Free-indirect discourse where the narration adopts the protagonist's idiom and worldview without explicitly marking her thoughts.
Deliberate withholding of the protagonist's name, keeping readers closely aligned with her perspective and privileging authenticity above all.
Linguistic playfulness (like in a certain alliterative moment) that intensifies during moments of the character's emotional discomfort.
So ultimately McBride wins here via language—more so than Spark—but also a heavy use of scenic immediacy and third-person perspective. In the second half we talk a bit about the relationship of this narration to stream of consciousness, but for now we take a close look at the close third-person narration build around accessed interiority, which provides a strong sense of immediacy. This immediacy might be a recurring theme in the Cordelivres Criticism Club!
McBride's Approach to Third-Person Narration Techniques
McBride’s great strength is her dexterity in language, vocabulary, and sentence structures. We look at a few examples of how she modulated the psychic distance between interior and exterior perspectives, using techniques such as free-indirect style that give a real, palpable texture to the narration while filtering everything through the protagonist’s mind-style. We talked in previous episodes about the broadly Modernist approach to interiority-centric narration; contemporary Modernist writers like Rachel Cusk are incredibly agile in the ability to interweave scenic immediacy and detail with rich perspective-characterization (i.e., the way in which we can see the world “through the eyes of” the character to whom we have inner access, in the third person), fueled on free-indirect and an abundance of sensory descriptions.
In Strange Hotel, McBride makes liberal use of both present and past tense to render memories and our heroine’s thought process. We see this right away when she checks into her first hotel room (a deft parallel to The Driver’s Seat that, sadly, was unplanned), setting the book up both narratively and narrationally right from the jump. Moving between scenic descriptions and interiority—especially by using brief, fragmented sentences to capture a character's inner state—is an effective way to provide verisimilitude to consciousness and drive a character-based story arc through various situations; McBride is very skilled at this type of "intermediate range third person," which, as we talked about last time, lies between distant third-person narration and stream of consciousness. Really good stuff here, and somewhat remarkable among mainstream(-esq) contemporary fiction.
An Antagonistic Hotel Room Encounter
A choice example of this approach that we take a look at in the episode is the scene in which our protag, in her hotel, meets a man in the room next door. The scene describes their interaction over cigarettes and wine, and the way there seems to (yet again) be an antagonistic relationship the heroine has with both the fictional world and her would-be suitor. The really fascinating aspect in this passage is the contrast between the banality of the narrative and the profundity of the narration, with McBride’s rich language sort of underlying this tension on the page. Again we see the importance of telling over story in our understanding of the art of “story/telling”.

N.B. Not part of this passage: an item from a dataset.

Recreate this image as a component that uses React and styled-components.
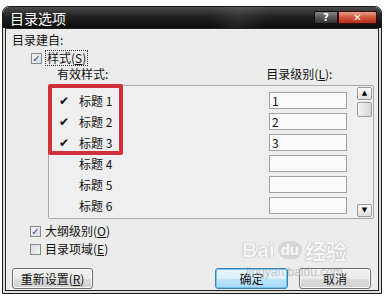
import React from "react";
import styled, { createGlobalStyle } from "styled-components";

const GlobalStyle = createGlobalStyle`
  body {
    margin: 0;
    background: #fff;
    font-family: "Noto Sans CJK SC", "Noto Sans", sans-serif;
    font-size: 12px;
    color: #111;
  }
`;

const levels = [
  { name: "标题 1", checked: true, value: "1" },
  { name: "标题 2", checked: true, value: "2" },
  { name: "标题 3", checked: true, value: "3" },
  { name: "标题 4", checked: false, value: "" },
  { name: "标题 5", checked: false, value: "" },
  { name: "标题 6", checked: false, value: "" },
];

export default function App() {
  return (
    <>
      <GlobalStyle />
      <Window>
        <TitleBar>
          <Title>目录选项</Title>
          <CaptionButtons>
            <HelpButton>?</HelpButton>
            <CloseButton>✕</CloseButton>
          </CaptionButtons>
        </TitleBar>
        <Body>
          <Label>目录建自:</Label>
          <CheckRow $indent={25} $top={4}>
            <Box $checked>✓</Box>
            <FocusText>
              样式(<u>S</u>)
            </FocusText>
          </CheckRow>
          <HeaderRow>
            <span>有效样式:</span>
            <span>
              目录级别(<u>L</u>):
            </span>
          </HeaderRow>
          <ListBox>
            <Rows>
              {levels.map((l) => (
                <Row key={l.name}>
                  <Tick>{l.checked ? "✔" : ""}</Tick>
                  <Name>{l.name}</Name>
                  <LevelInput>{l.value}</LevelInput>
                </Row>
              ))}
            </Rows>
            <ScrollBar>
              <ArrowButton>▲</ArrowButton>
              <Thumb />
              <Track />
              <ArrowButton>▼</ArrowButton>
            </ScrollBar>
            <Highlight />
          </ListBox>
          <CheckRow $indent={24} $top={5}>
            <Box $checked>✓</Box>
            <span>
              大纲级别(<u>O</u>)
            </span>
          </CheckRow>
          <CheckRow $indent={24} $top={4}>
            <Box />
            <span>
              目录项域(<u>E</u>)
            </span>
          </CheckRow>
          <ButtonRow>
            <Button $width={81}>
              重新设置(<u>R</u>)
            </Button>
            <Spacer />
            <Button $width={73} $default>
              确定
            </Button>
            <Button $width={72}>取消</Button>
          </ButtonRow>
          <Watermark>
            <Brand>
              Bai<Paw>du</Paw>经验
            </Brand>
            <Url>jingyan.baidu.com</Url>
          </Watermark>
        </Body>
      </Window>
    </>
  );
}

const Window = styled.div`
  margin: 6px 0 0 2px;
  width: 380px;
  height: 288px;
  box-sizing: border-box;
  border: 1px solid #1a1a1a;
  border-radius: 7px 7px 0 0;
  overflow: hidden;
  background: #dcdcdc;
  display: flex;
  flex-direction: column;
  padding: 0 2px 2px;
`;

const TitleBar = styled.div`
  height: 21px;
  margin: 0 -2px;
  flex: none;
  display: flex;
  align-items: flex-start;
  background:
    linear-gradient(100deg, transparent 55%, rgba(255, 255, 255, 0.08) 62%, transparent 70%),
    linear-gradient(180deg, #4a4a4a 0%, #222 45%, #0c0c0c 100%);
`;

const Title = styled.div`
  flex: 1;
  color: #fff;
  font-size: 14px;
  line-height: 21px;
  padding-left: 7px;
  margin-top: 1px;
`;

const CaptionButtons = styled.div`
  display: flex;
  margin: 4px 4px 0 0;
`;

const HelpButton = styled.div`
  width: 24px;
  height: 13px;
  box-sizing: border-box;
  border: 1px solid #111;
  border-radius: 2px 0 0 2px;
  background: linear-gradient(180deg, #8a8a8a 0%, #555 50%, #333 100%);
  color: #fff;
  font: bold 10px/11px "DejaVu Sans", sans-serif;
  text-align: center;
`;

const CloseButton = styled.div`
  width: 39px;
  height: 13px;
  box-sizing: border-box;
  border: 1px solid #3a0c05;
  border-radius: 0 2px 2px 0;
  background: linear-gradient(180deg, #eba08f 0%, #d2543c 50%, #b3301b 100%);
  color: #fff;
  font: bold 10px/11px "DejaVu Sans", sans-serif;
  text-align: center;
`;

const Body = styled.div`
  position: relative;
  flex: 1;
  border: 1px solid #222;
  background: #ececec;
  display: flex;
  flex-direction: column;
`;

const Label = styled.div`
  line-height: 14px;
  margin: 4px 0 0 6px;
`;

const CheckRow = styled.div`
  display: flex;
  align-items: center;
  gap: 4px;
  line-height: 14px;
  margin: ${(p) => p.$top}px 0 0 ${(p) => p.$indent}px;
`;

const Box = styled.div`
  width: 11px;
  height: 11px;
  box-sizing: border-box;
  border: 1px solid #8a8a8a;
  background: ${(p) =>
    p.$checked
      ? "linear-gradient(135deg, #f4f4f4, #d8dde4)"
      : "linear-gradient(135deg, #dadada, #f6f6f6)"};
  color: #2a4f93;
  font: bold 10px/9px "DejaVu Sans", sans-serif;
  text-align: center;
`;

const FocusText = styled.span`
  outline: 1px dotted #333;
  padding: 0 1px;
`;

const HeaderRow = styled.div`
  display: flex;
  line-height: 14px;
  margin: 2px 0 0 51px;
  span:last-child {
    margin-left: 158px;
  }
`;

const ListBox = styled.div`
  position: relative;
  display: flex;
  width: 326px;
  height: 134px;
  box-sizing: border-box;
  margin: 4px 0 0 42px;
  border: 1px solid #a8a8a8;
  border-radius: 2px;
  background: #efefef;
`;

const Rows = styled.div`
  flex: 1;
  display: flex;
  flex-direction: column;
  gap: 4px;
  padding-top: 6px;
`;

const Row = styled.div`
  display: flex;
  align-items: center;
  height: 17px;
  padding-left: 10px;
`;

const Tick = styled.span`
  width: 20px;
  font: bold 12px "DejaVu Sans", sans-serif;
`;

const Name = styled.span`
  flex: 1;
`;

const LevelInput = styled.div`
  width: 78px;
  height: 17px;
  box-sizing: border-box;
  margin-right: 10px;
  border: 1px solid #a0a0a0;
  background: #fafafa;
  padding-left: 2px;
  line-height: 15px;
`;

const ScrollBar = styled.div`
  width: 15px;
  margin: 1px 1px 1px 0;
  display: flex;
  flex-direction: column;
`;

const ArrowButton = styled.div`
  height: 13px;
  box-sizing: border-box;
  border: 1px solid #9a9a9a;
  border-radius: 2px;
  background: linear-gradient(180deg, #fdfdfd, #dedede);
  font: 7px/11px "DejaVu Sans", sans-serif;
  text-align: center;
  color: #000;
`;

const Thumb = styled.div`
  height: 15px;
  margin-top: 2px;
  box-sizing: border-box;
  border: 1px solid #9a9a9a;
  border-radius: 2px;
  background: linear-gradient(90deg, #f4f4f4, #d6d6d6);
`;

const Track = styled.div`
  flex: 1;
`;

const Highlight = styled.div`
  position: absolute;
  left: -1px;
  top: -2px;
  width: 75px;
  height: 71px;
  box-sizing: border-box;
  border: 4px solid #cf3039;
  border-radius: 2px;
`;

const ButtonRow = styled.div`
  display: flex;
  gap: 11px;
  margin: 12px 7px 0 6px;
`;

const Spacer = styled.div`
  flex: 1;
`;

const Button = styled.div`
  width: ${(p) => p.$width}px;
  height: 21px;
  box-sizing: border-box;
  border: 1px solid ${(p) => (p.$default ? "#3c7fb1" : "#707070")};
  border-radius: 3px;
  background: ${(p) =>
    p.$default
      ? "linear-gradient(180deg, #eaf6fd 0%, #d9f0fc 50%, #bee6fd 51%, #a7d9f5 100%)"
      : "linear-gradient(180deg, #f2f2f2 0%, #ebebeb 50%, #dddddd 51%, #cfcfcf 100%)"};
  box-shadow: ${(p) => (p.$default ? "inset 0 0 0 1px #6fc6f0" : "inset 0 0 0 1px #fafafa")};
  text-align: center;
  line-height: 19px;
`;

const Watermark = styled.div`
  position: absolute;
  left: 236px;
  top: 206px;
  display: flex;
  flex-direction: column;
  align-items: center;
  pointer-events: none;
`;

const Brand = styled.div`
  display: flex;
  align-items: center;
  font: bold 21px "Liberation Sans", "Noto Sans CJK SC", sans-serif;
  color: #f6f6f6;
  text-shadow: 0 0 1px #aaa, 0 0 1px #aaa;
`;

const Paw = styled.span`
  margin: 0 3px;
  padding: 0 3px 1px;
  font-size: 15px;
  border-radius: 9px;
  background: #d6d6d6;
  color: #f6f6f6;
  text-shadow: none;
`;

const Url = styled.div`
  margin-top: 0;
  font: 12px "Liberation Sans", sans-serif;
  color: rgba(180, 180, 180, 0.75);
`;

On one level, the elliptical and atmospheric writing creates a specific tone; McBride uses language to establish atmosphere, a bit like how films use music and visuals. On another level, parallel to the first, we see how the novel immerses the reader in a linguistic universe that mirrors the character's isolation, creating a deep sense of empathy through language. We take a look at the intentionally slow pace of the novel and the use of alliteration—especially in one particularly pyrotechnic paragraph describing our heroine getting up to something in the room. This relationship to language is what sets Strange Hotel apart, and in the second half we’ll keep looking at this narrational mode, its relationship to stream of consciousness, and the character's journey in the second half of the book.
Thanks so much for listening and hope everyone enjoyed the talk.
À bientôt. In the meantime, au revoir—and stay critical.